A sound money management plan has one central theme that many people find tough to contend with: delayed gratification. It’s about saving in the present to reach a larger goal down the road – an ample down payment, a comfortable retirement, a relaxing vacation.
For many, moving past the knee-jerk reaction to spend every last dollar of every last paycheck is tough. They see the “punishment,” not the reward at the end of the marathon.
If you’re determined to get on the path to saving, here are some tried and true ways to jumpstart the process and keep going until you reach the finish line.
Determine Your Goals and Give Your Money a Job
Saving for the sake of saving is fine, but without the added push of something to look forward to or a burden to be lifted, the chances that you’ll keep your momentum are slim to none.
In addition, if you see saving as a broad “last step” once the last of your money has been allocated to bills and living expenses, then you are inadvertently giving yourself the option of socking it away for some unforeseen purpose, or spending whatever is left over – simply because it’s there.
Instead, give every last dollar of every last paycheck, raise, tax return, etc. a job – whether that’s padding a retirement account, accumulating savings for a new vehicle, or funding a vacation.
But every goal worth reaching has a timetable with concrete numbers attached, right?
So really get into the weeds with this. How much extra do you need to fund the lifestyle you want?
If you hope to buy a car within the next year, how much will you have to put away monthly in order to have the sizeable down payment (or better yet, cash up front) for the purchase?
Choose a Saving Mechanism and Make It Automatic
Instead of fighting every month between the side of you that wants to save and the side that wants to spend, make allocating your money to different accounts automatic.
Once you’ve determined your money goals and the timetable in which you hope to achieve them, categorize them by short-term (a year or less), mid-term (up to 5 years out), or long-term (over 5 years out). This will dictate what savings vehicle you use for each goal.
A short-term goal means you need to have the money in a place that has high liquidity or easy access – i.e. a savings account. While savings accounts do little in terms of growing your money (many have a hard enough time keeping up with inflation), you can do your research to find one with the highest interest rate.
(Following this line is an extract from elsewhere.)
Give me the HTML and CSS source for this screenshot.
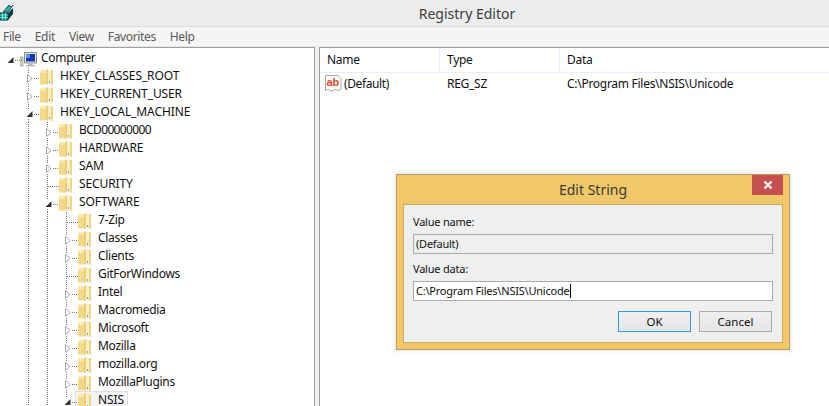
FILE: index.html
```html
<!DOCTYPE html>
<html lang="en">
<head>
  <meta charset="UTF-8">
  <title>Registry Editor</title>
  <link rel="stylesheet" href="styles.css">
</head>
<body>
  <svg class="defs" width="0" height="0">
    <symbol id="folder" viewBox="0 0 13 16">
      <path d="M0 2 L2 1 H6 V15.5 H0 Z" fill="#f3d98a"/>
      <path d="M0 2 L2 1 H6 V4 H0 Z" fill="#f9e9ac"/>
      <path d="M6 1 L8 0 V15.5 H6 Z" fill="#ecce7c"/>
      <path d="M8 0 L9.5 1 H13 V15.5 H8 Z" fill="#fbefc0"/>
      <path d="M11 1 H13 V15.5 H11 Z" fill="#efd48a"/>
      <path d="M9.5 12 V14" stroke="#5aa5dc" stroke-width="1"/>
    </symbol>
    <symbol id="open" viewBox="0 0 14 18">
      <path d="M2.5 0 V5 M2.5 15 V18 M8 10.5 H14" stroke="#777" stroke-dasharray="1 1"/>
      <path d="M.5 13 H6.5 V7 Z" fill="#333"/>
    </symbol>
    <symbol id="closed" viewBox="0 0 14 18">
      <path d="M2.5 0 V5 M2.5 16 V18 M8 10.5 H14" stroke="#777" stroke-dasharray="1 1"/>
      <path d="M1.5 6.5 L6 10.5 L1.5 14.5 Z" fill="#fff" stroke="#a6a6a6"/>
    </symbol>
    <symbol id="leaf" viewBox="0 0 14 18">
      <path d="M2.5 0 V18 M3 10.5 H14" stroke="#777" stroke-dasharray="1 1"/>
    </symbol>
  </svg>

  <div class="app">
    <header class="titlebar">
      <svg class="appicon" width="14" height="19" viewBox="0 0 14 19">
        <path d="M0 11 H8 V18 H0 Z" fill="#16a9a0" stroke="#0a2a2a"/>
        <path d="M0 13 H8 M0 15.5 H8 M2.5 11 V18 M5.5 11 V18" stroke="#7fe8de" stroke-width=".8"/>
        <path d="M8 11 L13 6 V12 L8 18 Z" fill="#0d3b40"/>
        <path d="M3 10 L9 3 L11 5 L13 3 L8 10 Z" fill="#23b8ac" stroke="#0a2a2a" stroke-width=".8"/>
      </svg>
      <span class="title">Registry Editor</span>
    </header>

    <nav class="menubar">
      <span>File</span><span>Edit</span><span>View</span><span>Favorites</span><span>Help</span>
    </nav>

    <main class="panes">
      <section class="tree">
        <div class="row">
          <svg class="node"><path d="M8 10.5 H14" stroke="#777" stroke-dasharray="1 1"/><path d="M.5 13 H6.5 V7 Z" fill="#333"/></svg>
          <svg class="computer" width="17" height="15" viewBox="0 0 17 15">
            <path d="M0 5 H3 V14 H0 Z" fill="#d8d4bc" stroke="#8a8a78" stroke-width=".6"/>
            <path d="M1 8 H2" stroke="#4a9a4a"/>
            <path d="M4.5 .5 H16.5 V11 H4.5 Z" fill="#e4e4e4" stroke="#8b8b8b"/>
            <path d="M6 2 H15 V9.5 H6 Z" fill="#1238b8"/>
            <path d="M6 2 H10 V6 H6 Z" fill="#5f8fe0"/>
            <path d="M8 11 H13 V13 H15 V14.5 H6 V13 H8 Z" fill="#bcbcbc"/>
          </svg>
          <span class="label">Computer</span>
        </div>
        <div class="row"><i class="guide blank"></i><svg class="node"><use href="#closed"/></svg><svg class="folder"><use href="#folder"/></svg><span class="label caps">HKEY_CLASSES_ROOT</span></div>
        <div class="row"><i class="guide blank"></i><svg class="node"><use href="#closed"/></svg><svg class="folder"><use href="#folder"/></svg><span class="label caps">HKEY_CURRENT_USER</span></div>
        <div class="row"><i class="guide blank"></i><svg class="node"><use href="#open"/></svg><svg class="folder"><use href="#folder"/></svg><span class="label caps">HKEY_LOCAL_MACHINE</span></div>

        <div class="row"><i class="guide blank"></i><i class="guide"></i><svg class="node"><use href="#closed"/></svg><svg class="folder"><use href="#folder"/></svg><span class="label digits">BCD00000000</span></div>
        <div class="row"><i class="guide blank"></i><i class="guide"></i><svg class="node"><use href="#closed"/></svg><svg class="folder"><use href="#folder"/></svg><span class="label caps">HARDWARE</span></div>
        <div class="row"><i class="guide blank"></i><i class="guide"></i><svg class="node"><use href="#closed"/></svg><svg class="folder"><use href="#folder"/></svg><span class="label caps">SAM</span></div>
        <div class="row"><i class="guide blank"></i><i class="guide"></i><svg class="node"><use href="#leaf"/></svg><svg class="folder"><use href="#folder"/></svg><span class="label caps">SECURITY</span></div>
        <div class="row"><i class="guide blank"></i><i class="guide"></i><svg class="node"><use href="#open"/></svg><svg class="folder"><use href="#folder"/></svg><span class="label caps">SOFTWARE</span></div>

        <div class="row"><i class="guide blank"></i><i class="guide"></i><i class="guide"></i><svg class="node"><use href="#leaf"/></svg><svg class="folder"><use href="#folder"/></svg><span class="label">7-Zip</span></div>
        <div class="row"><i class="guide blank"></i><i class="guide"></i><i class="guide"></i><svg class="node"><use href="#closed"/></svg><svg class="folder"><use href="#folder"/></svg><span class="label">Classes</span></div>
        <div class="row"><i class="guide blank"></i><i class="guide"></i><i class="guide"></i><svg class="node"><use href="#closed"/></svg><svg class="folder"><use href="#folder"/></svg><span class="label">Clients</span></div>
        <div class="row"><i class="guide blank"></i><i class="guide"></i><i class="guide"></i><svg class="node"><use href="#leaf"/></svg><svg class="folder"><use href="#folder"/></svg><span class="label">GitForWindows</span></div>
        <div class="row"><i class="guide blank"></i><i class="guide"></i><i class="guide"></i><svg class="node"><use href="#closed"/></svg><svg class="folder"><use href="#folder"/></svg><span class="label">Intel</span></div>
        <div class="row"><i class="guide blank"></i><i class="guide"></i><i class="guide"></i><svg class="node"><use href="#closed"/></svg><svg class="folder"><use href="#folder"/></svg><span class="label">Macromedia</span></div>
        <div class="row"><i class="guide blank"></i><i class="guide"></i><i class="guide"></i><svg class="node"><use href="#closed"/></svg><svg class="folder"><use href="#folder"/></svg><span class="label">Microsoft</span></div>
        <div class="row"><i class="guide blank"></i><i class="guide"></i><i class="guide"></i><svg class="node"><use href="#closed"/></svg><svg class="folder"><use href="#folder"/></svg><span class="label">Mozilla</span></div>
        <div class="row"><i class="guide blank"></i><i class="guide"></i><i class="guide"></i><svg class="node"><use href="#closed"/></svg><svg class="folder"><use href="#folder"/></svg><span class="label">mozilla.org</span></div>
        <div class="row"><i class="guide blank"></i><i class="guide"></i><i class="guide"></i><svg class="node"><use href="#closed"/></svg><svg class="folder"><use href="#folder"/></svg><span class="label">MozillaPlugins</span></div>
        <div class="row selected"><i class="guide blank"></i><i class="guide"></i><i class="guide"></i><svg class="node"><use href="#open"/></svg><svg class="folder"><use href="#folder"/></svg><span class="label caps">NSIS</span></div>
      </section>

      <section class="list">
        <div class="list-head">
          <span class="col-name">Name</span>
          <span class="col-type">Type</span>
          <span class="col-data">Data</span>
        </div>
        <div class="list-row">
          <span class="col-name">
            <svg class="abicon" width="17" height="17" viewBox="0 0 17 17">
              <path d="M.5 .5 H13 L16 3.5 V14 L13.5 15.5 L10 14.5 L6 16 L3 14.5 L.5 15.5 Z" fill="#fff" stroke="#a8a8a8"/>
              <text x="1.5" y="10.5" class="abtext">ab</text>
            </svg>
            (Default)
          </span>
          <span class="col-type">REG_SZ</span>
          <span class="col-data">C:\Program Files\NSIS\Unicode</span>
        </div>
      </section>
    </main>
  </div>

  <div class="dialog">
    <div class="dialog-title">
      <span>Edit String</span>
      <button class="close">
        <svg width="10" height="10" viewBox="0 0 10 10"><path d="M1.5 1.5 L8.5 8.5 M8.5 1.5 L1.5 8.5" stroke="#fff" stroke-width="2"/></svg>
      </button>
    </div>
    <div class="dialog-body">
      <div class="field-label">Value name:</div>
      <div class="field readonly">(Default)</div>
      <div class="field-label second">Value data:</div>
      <div class="field">C:\Program Files\NSIS\Unicode<i class="caret"></i></div>
      <div class="buttons">
        <button class="btn primary">OK</button>
        <button class="btn">Cancel</button>
      </div>
    </div>
  </div>
</body>
</html>
```

FILE: styles.css
```css
html, body { margin: 0; height: 100%; overflow: hidden; }
body { font-family: "Noto Sans", sans-serif; font-size: 12px; color: #111; background: #f0f0f0; position: relative; }
.defs { position: absolute; }

.app { display: flex; flex-direction: column; height: 406px; }

.titlebar { height: 26px; flex: none; display: flex; align-items: center; justify-content: center; padding-left: 105px; position: relative; background: #ececec; border-bottom: 1px solid #dcdcdc; }
.title { font-size: 14px; color: #3c3c3c; }
.appicon { position: absolute; left: 0; top: 2px; }

.menubar { height: 19px; flex: none; display: flex; gap: 14px; align-items: center; padding-left: 3px; background: #f5f5f5; color: #5a5a5a; letter-spacing: -.35px; border-bottom: 1px solid #e6e6e6; }

.panes { flex: 1; display: flex; gap: 4px; min-height: 0; }

.tree { width: 315px; flex: none; padding: 2px 0 0 7px; box-sizing: border-box; background: #fff; border-top: 1px solid #a0a0a0; border-right: 1px solid #a0a0a0; overflow: hidden; position: relative; z-index: 0; }
.row { display: flex; height: 18px; align-items: flex-start; white-space: nowrap; }
.guide { width: 19px; height: 18px; flex: none; background: repeating-linear-gradient(#777 0 1px, transparent 1px 2px) 2px 0 / 1px 100% no-repeat; }
.guide.blank { background: none; }
.node { width: 14px; height: 18px; flex: none; }
.folder { width: 13px; height: 16px; flex: none; margin-top: 1px; }
.computer { flex: none; margin: 2px 3px 0 -1px; }
.label { margin: -1px 0 0 6px; line-height: 18px; padding: 0 1px; letter-spacing: -.3px; }
.label.caps { letter-spacing: -.1px; }
.label.digits { letter-spacing: -.65px; }
.row .computer + .label { margin-left: 0; }
.selected { position: relative; }
.selected .label { position: relative; }
.selected .label::before { content: ""; position: absolute; left: -22px; right: -3px; top: 0; bottom: -4px; background: #f4f4f4; border: 1px solid #dedede; z-index: -1; }

.list { flex: 1; background: #fff; border-top: 1px solid #a0a0a0; border-left: 1px solid #a0a0a0; letter-spacing: -.28px; }
.list-head { display: flex; height: 24px; align-items: center; border-bottom: 1px solid #e5eefa; }
.list-head span { line-height: 24px; border-right: 1px solid #e5eefa; box-sizing: border-box; }
.list-row { display: flex; height: 21px; align-items: center; }
.col-name { width: 120px; padding-left: 7px; box-sizing: border-box; flex: none; display: flex; align-items: center; gap: 2px; }
.col-type { width: 120px; padding-left: 7px; box-sizing: border-box; flex: none; }
.col-data { padding-left: 7px; flex: 1; }
.list-head .col-data { border-right: 0; }
.list-row .col-name { padding-left: 5px; letter-spacing: -.4px; }
.abtext { font-family: "Liberation Sans", sans-serif; font-size: 11px; font-weight: 700; fill: #d8482a; letter-spacing: 0; }

.dialog { position: absolute; left: 396px; top: 174px; width: 394px; height: 176px; box-sizing: border-box; display: flex; flex-direction: column; background: #f0c869; border: 1px solid #b99e5a; box-shadow: 0 0 6px rgba(0, 0, 0, .15); }
.dialog-title { height: 29px; flex: none; display: flex; align-items: center; justify-content: center; position: relative; font-size: 14px; color: #3a3a3a; }
.close { position: absolute; right: 6px; top: 0; width: 31px; height: 20px; padding: 0; border: 0; background: #c75050; display: flex; align-items: center; justify-content: center; }
.dialog-body { margin: 0 6px 6px 6px; flex: 1; padding: 8px 9px 0 9px; font-size: 11px; letter-spacing: -.22px; background: #efefef; border: 1px solid #c8ab62; }

.field-label { line-height: 18px; height: 21px; }
.field-label.second { margin-top: 6px; height: 21px; }
.field { height: 20px; box-sizing: border-box; line-height: 18px; padding-left: 2px; background: #fff; border: 1px solid #ababab; display: flex; align-items: center; }
.field.readonly { background: #efefef; }
.caret { width: 1px; height: 14px; margin-left: 1px; background: #000; }

.buttons { display: flex; justify-content: flex-end; gap: 8px; margin-top: 10px; padding-right: 1px; }
.btn { width: 73px; height: 21px; padding: 0; font: inherit; font-size: 11.5px; color: #111; border: 1px solid #acacac; background: linear-gradient(#f0f0f0, #e5e5e5); }
.btn.primary { border-color: #3399ff; }
```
A mid-term goal still requires some liquidity – clearly a 10 year CD would be out of the question – but you do have some room to let it grow. A shorter term CD, money market account, or short-term bonds are all viable options.
Long-term investments can handle the greater risk associated with the stock market because the funds have the time to recover after market fluctuations, thus greatly opening your options for these goals.
Once you know where to park your money and how much you are setting aside for each goal, make the transfers automatic every time you have money coming in. Most importantly: treat moving your money towards savings like you would moving your money towards paying a bill. It is a bill – one that helps brighten your future.
Create Benchmarks and Treat Yourself
With the logistics out of the way, determine your benchmarks or time for celebration.
Is it when you’ve managed to save double your current salary for retirement? Is it before that? Is it once you are 25% covered for a car down payment? Or 3 months into your vacation fund goal?
Noticing your progress and celebrating how far you’ve come (while clearly avoiding dipping into your savings in the process), is essential for staying on track and keeping your motivation up.
Knowing how far you’ve come will make the stretch to the finish line seem that much easier.
Check In Often
No matter how meticulous you might have been in the drafting and planning process, it’s important to check in on your savings goals on a regular basis.
Here are few questions to ask:
- Are you saving enough to reach your goal in the time frame allotted?
- Was your time frame realistic?
- Have your priorities changed – i.e. is this goal still important to you?
- Is your saving pace and plan of action sustainable for the long haul?
If it comes down to making adjustments or giving up, adjustments are certainly justifiable. Feeling challenged is great, feeling completely overwhelmed is something else entirely.
No matter the size of the goal, it likely feels like a huge obstacle to overcome. But regardless of the time it may take, that time will pass anyways. At least start today knowing from each day forward that you are slowly brightening your possibilities for the future.
And then, before you know it you’ll be accomplishing your goals. Whether it’s paying off credit cards, paying off student loans, paying off your mortgage, or any other goal, if you stay motivated you’ll be able to get there!
How do you get motivated to save?
Simon @ Modest Money says
I can totally agree with you…saving for the sake of saving just won’t cut it. I think our brains are wired for the path of least resistance and thus the easier option would be to just spend the money. However with goals and deadlines, the game changes. A purpose focuses your direction.
Also, its a good idea to have a guilt free spend fund, ensures you aren’t tempted to touch the savings as you delay gratification.
Daniel Evans says
I totally agree as well that having a goal based savings plan is more fun. But just starting to save, even if $10 a week, also helps to wire your brain to save without a goal, like for those emergencies.
I tried to explain to my husband that for me I have to have several goals and break them up into smaller amounts each month. This is what works for me and maybe not everyone else.